## Problem
Can all of these lines be returned exactly?

## Supplied data
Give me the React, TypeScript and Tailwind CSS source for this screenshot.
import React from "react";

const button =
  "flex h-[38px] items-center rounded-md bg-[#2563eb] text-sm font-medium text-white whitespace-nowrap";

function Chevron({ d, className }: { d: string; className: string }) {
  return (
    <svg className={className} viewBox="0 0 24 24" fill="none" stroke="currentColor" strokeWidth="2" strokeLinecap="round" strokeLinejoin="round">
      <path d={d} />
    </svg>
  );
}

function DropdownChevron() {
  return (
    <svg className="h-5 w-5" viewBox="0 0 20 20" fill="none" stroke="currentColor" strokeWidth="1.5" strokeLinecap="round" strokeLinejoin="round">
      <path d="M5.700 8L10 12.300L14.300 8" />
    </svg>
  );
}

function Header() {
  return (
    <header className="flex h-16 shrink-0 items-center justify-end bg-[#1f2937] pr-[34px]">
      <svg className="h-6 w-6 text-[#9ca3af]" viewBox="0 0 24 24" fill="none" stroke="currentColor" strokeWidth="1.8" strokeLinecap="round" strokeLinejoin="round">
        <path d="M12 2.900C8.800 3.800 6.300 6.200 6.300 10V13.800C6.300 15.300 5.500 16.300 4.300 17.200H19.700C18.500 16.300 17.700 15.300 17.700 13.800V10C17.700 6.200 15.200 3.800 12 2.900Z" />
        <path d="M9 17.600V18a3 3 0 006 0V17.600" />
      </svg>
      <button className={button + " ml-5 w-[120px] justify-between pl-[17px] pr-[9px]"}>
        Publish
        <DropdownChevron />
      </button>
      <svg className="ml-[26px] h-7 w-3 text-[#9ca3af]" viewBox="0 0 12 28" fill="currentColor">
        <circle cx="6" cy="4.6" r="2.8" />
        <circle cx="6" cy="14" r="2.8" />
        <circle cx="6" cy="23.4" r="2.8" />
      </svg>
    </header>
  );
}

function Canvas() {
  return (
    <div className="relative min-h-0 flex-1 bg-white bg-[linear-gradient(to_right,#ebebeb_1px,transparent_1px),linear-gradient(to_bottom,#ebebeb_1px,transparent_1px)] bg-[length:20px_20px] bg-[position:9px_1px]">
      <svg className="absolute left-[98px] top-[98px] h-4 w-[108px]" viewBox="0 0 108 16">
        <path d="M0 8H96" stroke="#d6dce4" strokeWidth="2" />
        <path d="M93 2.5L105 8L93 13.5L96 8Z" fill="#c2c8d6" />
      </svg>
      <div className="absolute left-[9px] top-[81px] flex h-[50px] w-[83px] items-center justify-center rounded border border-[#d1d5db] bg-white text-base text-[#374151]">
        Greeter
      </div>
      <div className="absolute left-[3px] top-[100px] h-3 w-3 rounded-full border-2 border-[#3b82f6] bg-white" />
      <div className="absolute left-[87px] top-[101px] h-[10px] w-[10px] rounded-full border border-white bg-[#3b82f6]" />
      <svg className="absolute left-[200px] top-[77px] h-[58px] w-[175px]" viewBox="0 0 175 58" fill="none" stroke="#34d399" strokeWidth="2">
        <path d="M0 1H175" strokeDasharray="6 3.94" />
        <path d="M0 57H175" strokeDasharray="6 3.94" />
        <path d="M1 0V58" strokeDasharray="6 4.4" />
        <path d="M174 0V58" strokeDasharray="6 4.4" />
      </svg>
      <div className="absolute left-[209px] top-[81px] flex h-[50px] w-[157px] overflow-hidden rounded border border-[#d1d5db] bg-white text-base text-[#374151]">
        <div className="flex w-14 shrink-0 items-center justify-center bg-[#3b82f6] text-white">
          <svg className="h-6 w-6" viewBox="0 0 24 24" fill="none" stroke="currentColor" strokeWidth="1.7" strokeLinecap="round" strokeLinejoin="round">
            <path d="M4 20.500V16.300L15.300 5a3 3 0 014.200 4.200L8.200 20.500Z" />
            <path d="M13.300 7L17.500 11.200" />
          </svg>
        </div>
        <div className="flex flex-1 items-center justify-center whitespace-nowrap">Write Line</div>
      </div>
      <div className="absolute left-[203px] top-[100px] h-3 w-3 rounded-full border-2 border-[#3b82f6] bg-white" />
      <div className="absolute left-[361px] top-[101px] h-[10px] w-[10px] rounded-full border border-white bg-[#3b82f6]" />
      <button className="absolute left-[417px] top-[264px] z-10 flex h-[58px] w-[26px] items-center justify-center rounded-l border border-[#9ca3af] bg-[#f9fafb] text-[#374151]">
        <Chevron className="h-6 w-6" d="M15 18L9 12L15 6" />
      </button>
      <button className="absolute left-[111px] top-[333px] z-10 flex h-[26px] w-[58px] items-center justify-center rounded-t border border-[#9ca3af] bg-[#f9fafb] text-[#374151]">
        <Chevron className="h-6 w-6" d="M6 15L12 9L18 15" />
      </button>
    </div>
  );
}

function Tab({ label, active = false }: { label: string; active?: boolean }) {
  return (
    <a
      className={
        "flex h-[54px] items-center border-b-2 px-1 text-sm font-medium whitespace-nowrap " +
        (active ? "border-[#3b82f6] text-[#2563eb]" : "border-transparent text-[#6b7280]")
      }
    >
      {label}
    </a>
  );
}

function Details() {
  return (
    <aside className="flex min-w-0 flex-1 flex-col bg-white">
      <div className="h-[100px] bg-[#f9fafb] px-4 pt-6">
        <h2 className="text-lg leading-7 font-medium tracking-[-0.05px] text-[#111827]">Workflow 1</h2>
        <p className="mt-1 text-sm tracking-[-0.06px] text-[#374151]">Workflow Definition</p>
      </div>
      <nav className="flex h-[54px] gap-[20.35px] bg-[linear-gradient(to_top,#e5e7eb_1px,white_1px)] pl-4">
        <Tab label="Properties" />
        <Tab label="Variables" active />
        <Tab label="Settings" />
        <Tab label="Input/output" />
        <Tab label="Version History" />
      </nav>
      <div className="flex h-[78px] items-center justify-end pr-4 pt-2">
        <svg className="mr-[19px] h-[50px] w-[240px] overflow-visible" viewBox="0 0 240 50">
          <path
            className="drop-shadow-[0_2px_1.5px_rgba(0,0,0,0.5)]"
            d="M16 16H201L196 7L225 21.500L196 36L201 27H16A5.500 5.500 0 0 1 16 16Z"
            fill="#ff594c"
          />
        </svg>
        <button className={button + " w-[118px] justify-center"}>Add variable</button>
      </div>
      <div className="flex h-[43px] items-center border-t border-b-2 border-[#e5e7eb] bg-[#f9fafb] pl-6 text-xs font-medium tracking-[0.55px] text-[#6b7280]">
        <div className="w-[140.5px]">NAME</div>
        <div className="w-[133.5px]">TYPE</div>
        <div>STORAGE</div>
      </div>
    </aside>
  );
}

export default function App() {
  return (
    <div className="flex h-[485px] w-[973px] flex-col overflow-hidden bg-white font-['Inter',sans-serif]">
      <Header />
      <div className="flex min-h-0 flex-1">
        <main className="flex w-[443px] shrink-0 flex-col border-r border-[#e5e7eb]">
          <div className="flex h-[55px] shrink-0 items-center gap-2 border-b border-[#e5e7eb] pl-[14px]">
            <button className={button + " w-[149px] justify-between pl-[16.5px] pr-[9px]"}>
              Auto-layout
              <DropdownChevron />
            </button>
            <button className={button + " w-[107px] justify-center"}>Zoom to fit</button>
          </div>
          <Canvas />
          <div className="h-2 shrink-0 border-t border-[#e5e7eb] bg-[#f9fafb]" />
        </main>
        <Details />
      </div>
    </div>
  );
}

## Task result
Give me the React, TypeScript and Tailwind CSS source for this screenshot.
import React from "react";

const button =
  "flex h-[38px] items-center rounded-md bg-[#2563eb] text-sm font-medium text-white whitespace-nowrap";

function Chevron({ d, className }: { d: string; className: string }) {
  return (
    <svg className={className} viewBox="0 0 24 24" fill="none" stroke="currentColor" strokeWidth="2" strokeLinecap="round" strokeLinejoin="round">
      <path d={d} />
    </svg>
  );
}

function DropdownChevron() {
  return (
    <svg className="h-5 w-5" viewBox="0 0 20 20" fill="none" stroke="currentColor" strokeWidth="1.5" strokeLinecap="round" strokeLinejoin="round">
      <path d="M5.700 8L10 12.300L14.300 8" />
    </svg>
  );
}

function Header() {
  return (
    <header className="flex h-16 shrink-0 items-center justify-end bg-[#1f2937] pr-[34px]">
      <svg className="h-6 w-6 text-[#9ca3af]" viewBox="0 0 24 24" fill="none" stroke="currentColor" strokeWidth="1.8" strokeLinecap="round" strokeLinejoin="round">
        <path d="M12 2.900C8.800 3.800 6.300 6.200 6.300 10V13.800C6.300 15.300 5.500 16.300 4.300 17.200H19.700C18.500 16.300 17.700 15.300 17.700 13.800V10C17.700 6.200 15.200 3.800 12 2.900Z" />
        <path d="M9 17.600V18a3 3 0 006 0V17.600" />
      </svg>
      <button className={button + " ml-5 w-[120px] justify-between pl-[17px] pr-[9px]"}>
        Publish
        <DropdownChevron />
      </button>
      <svg className="ml-[26px] h-7 w-3 text-[#9ca3af]" viewBox="0 0 12 28" fill="currentColor">
        <circle cx="6" cy="4.6" r="2.8" />
        <circle cx="6" cy="14" r="2.8" />
        <circle cx="6" cy="23.4" r="2.8" />
      </svg>
    </header>
  );
}

function Canvas() {
  return (
    <div className="relative min-h-0 flex-1 bg-white bg-[linear-gradient(to_right,#ebebeb_1px,transparent_1px),linear-gradient(to_bottom,#ebebeb_1px,transparent_1px)] bg-[length:20px_20px] bg-[position:9px_1px]">
      <svg className="absolute left-[98px] top-[98px] h-4 w-[108px]" viewBox="0 0 108 16">
        <path d="M0 8H96" stroke="#d6dce4" strokeWidth="2" />
        <path d="M93 2.5L105 8L93 13.5L96 8Z" fill="#c2c8d6" />
      </svg>
      <div className="absolute left-[9px] top-[81px] flex h-[50px] w-[83px] items-center justify-center rounded border border-[#d1d5db] bg-white text-base text-[#374151]">
        Greeter
      </div>
      <div className="absolute left-[3px] top-[100px] h-3 w-3 rounded-full border-2 border-[#3b82f6] bg-white" />
      <div className="absolute left-[87px] top-[101px] h-[10px] w-[10px] rounded-full border border-white bg-[#3b82f6]" />
      <svg className="absolute left-[200px] top-[77px] h-[58px] w-[175px]" viewBox="0 0 175 58" fill="none" stroke="#34d399" strokeWidth="2">
        <path d="M0 1H175" strokeDasharray="6 3.94" />
        <path d="M0 57H175" strokeDasharray="6 3.94" />
        <path d="M1 0V58" strokeDasharray="6 4.4" />
        <path d="M174 0V58" strokeDasharray="6 4.4" />
      </svg>
      <div className="absolute left-[209px] top-[81px] flex h-[50px] w-[157px] overflow-hidden rounded border border-[#d1d5db] bg-white text-base text-[#374151]">
        <div className="flex w-14 shrink-0 items-center justify-center bg-[#3b82f6] text-white">
          <svg className="h-6 w-6" viewBox="0 0 24 24" fill="none" stroke="currentColor" strokeWidth="1.7" strokeLinecap="round" strokeLinejoin="round">
            <path d="M4 20.500V16.300L15.300 5a3 3 0 014.200 4.200L8.200 20.500Z" />
            <path d="M13.300 7L17.500 11.200" />
          </svg>
        </div>
        <div className="flex flex-1 items-center justify-center whitespace-nowrap">Write Line</div>
      </div>
      <div className="absolute left-[203px] top-[100px] h-3 w-3 rounded-full border-2 border-[#3b82f6] bg-white" />
      <div className="absolute left-[361px] top-[101px] h-[10px] w-[10px] rounded-full border border-white bg-[#3b82f6]" />
      <button className="absolute left-[417px] top-[264px] z-10 flex h-[58px] w-[26px] items-center justify-center rounded-l border border-[#9ca3af] bg-[#f9fafb] text-[#374151]">
        <Chevron className="h-6 w-6" d="M15 18L9 12L15 6" />
      </button>
      <button className="absolute left-[111px] top-[333px] z-10 flex h-[26px] w-[58px] items-center justify-center rounded-t border border-[#9ca3af] bg-[#f9fafb] text-[#374151]">
        <Chevron className="h-6 w-6" d="M6 15L12 9L18 15" />
      </button>
    </div>
  );
}

function Tab({ label, active = false }: { label: string; active?: boolean }) {
  return (
    <a
      className={
        "flex h-[54px] items-center border-b-2 px-1 text-sm font-medium whitespace-nowrap " +
        (active ? "border-[#3b82f6] text-[#2563eb]" : "border-transparent text-[#6b7280]")
      }
    >
      {label}
    </a>
  );
}

function Details() {
  return (
    <aside className="flex min-w-0 flex-1 flex-col bg-white">
      <div className="h-[100px] bg-[#f9fafb] px-4 pt-6">
        <h2 className="text-lg leading-7 font-medium tracking-[-0.05px] text-[#111827]">Workflow 1</h2>
        <p className="mt-1 text-sm tracking-[-0.06px] text-[#374151]">Workflow Definition</p>
      </div>
      <nav className="flex h-[54px] gap-[20.35px] bg-[linear-gradient(to_top,#e5e7eb_1px,white_1px)] pl-4">
        <Tab label="Properties" />
        <Tab label="Variables" active />
        <Tab label="Settings" />
        <Tab label="Input/output" />
        <Tab label="Version History" />
      </nav>
      <div className="flex h-[78px] items-center justify-end pr-4 pt-2">
        <svg className="mr-[19px] h-[50px] w-[240px] overflow-visible" viewBox="0 0 240 50">
          <path
            className="drop-shadow-[0_2px_1.5px_rgba(0,0,0,0.5)]"
            d="M16 16H201L196 7L225 21.500L196 36L201 27H16A5.500 5.500 0 0 1 16 16Z"
            fill="#ff594c"
          />
        </svg>
        <button className={button + " w-[118px] justify-center"}>Add variable</button>
      </div>
      <div className="flex h-[43px] items-center border-t border-b-2 border-[#e5e7eb] bg-[#f9fafb] pl-6 text-xs font-medium tracking-[0.55px] text-[#6b7280]">
        <div className="w-[140.5px]">NAME</div>
        <div className="w-[133.5px]">TYPE</div>
        <div>STORAGE</div>
      </div>
    </aside>
  );
}

export default function App() {
  return (
    <div className="flex h-[485px] w-[973px] flex-col overflow-hidden bg-white font-['Inter',sans-serif]">
      <Header />
      <div className="flex min-h-0 flex-1">
        <main className="flex w-[443px] shrink-0 flex-col border-r border-[#e5e7eb]">
          <div className="flex h-[55px] shrink-0 items-center gap-2 border-b border-[#e5e7eb] pl-[14px]">
            <button className={button + " w-[149px] justify-between pl-[16.5px] pr-[9px]"}>
              Auto-layout
              <DropdownChevron />
            </button>
            <button className={button + " w-[107px] justify-center"}>Zoom to fit</button>
          </div>
          <Canvas />
          <div className="h-2 shrink-0 border-t border-[#e5e7eb] bg-[#f9fafb]" />
        </main>
        <Details />
      </div>
    </div>
  );
}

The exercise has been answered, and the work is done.